Some known as “interaction designers” help people, well, interact in their daily lives — and they earn salaries that start at $80,000, nearly double the average pay for an entry-level designer, according to a 2014 survey by the American Institute of Graphic Arts. Ni, who falls under this category, has spearheaded a prototype of a new pamphlet for the New York City Department of Probation to help people more easily apply for state ID cards and designed a smartphone app to make it faster to apply for food stamps. That app, designed for a company called Propel, is now working with Philadelphia’s government to help residents access the Supplemental Nutrition Assistance Program (SNAP) benefits they need.
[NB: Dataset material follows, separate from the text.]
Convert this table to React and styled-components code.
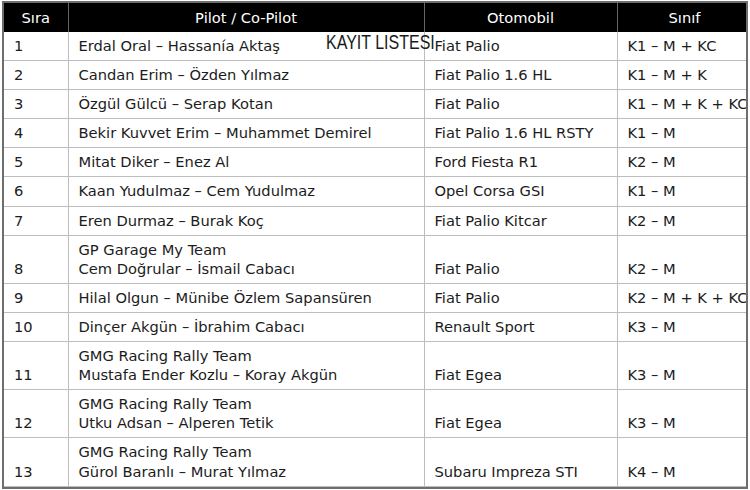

Others, like Alok Sharma, a data cruncher in Detroit, work from a laptop at home. He created Pain Pitch a few years ago so governments could “pitch their pain” to techies eager to solve their problems. He realized officials needed help and only specialized people could do the job — usually at a steep price — so he cut out middleman firms by connecting technologists directly to governments. So far, he’s helped launch a number of projects, including Birdhouse HQ, an app that helps caregivers track health and behavioral information for children with autism. “If we can get some guy to stop making Find My College Roommate apps and create a diabetes tracking software, that’s huge — that changes the world,” Sharma says.

What makes these techies different from some others in the sector is that they’re generally not interested in coming up with the next must-have gizmo or whiz-bang dating app that might take social media by storm. “I see a lot of the focus in the tech world is made for a very specific demographic, like the Silicon Valley tropes,” says Ni. But not, she adds, on how to build a 21st-century government “for the people who are hungry, people who are older, people who are trying to find health insurance.”

Of course not everyone who enters the socially minded corner of this profession sticks around. Mark Baskinger, an associate professor at Carnegie Mellon University’s School of Design, says his students generally want to have a positive social impact but that even the most mindful designer can get lured away by the “ridiculous salaries” some of them get offered. Certain initiatives may also never expand beyond a single city. Pain Pitch, for example, has been limited to Detroit, though Sharma plans to take his network of engineers and designers national.

Meanwhile, budget constraints, slow-moving bureaucracies or uninterested council members have prevented some cities from snapping up certain ideas. But that isn’t discouraging civic hackers like Shea Frederick, a former AOL developer. He’s created SpotAgent, which uses Baltimore’s open data on parking tickets to predict whether locals might get a ticket where they’re parking, while Baltimore Vacants maps the city’s 1,500 vacant homes based on local data releases. So far, Frederick says, the government hasn’t shown any interest. Yet he plans to keep going with new ideas. “We’re really inquisitive,” says Frederick. “It’s kind of a niche thing, but it’s a lot of fun.”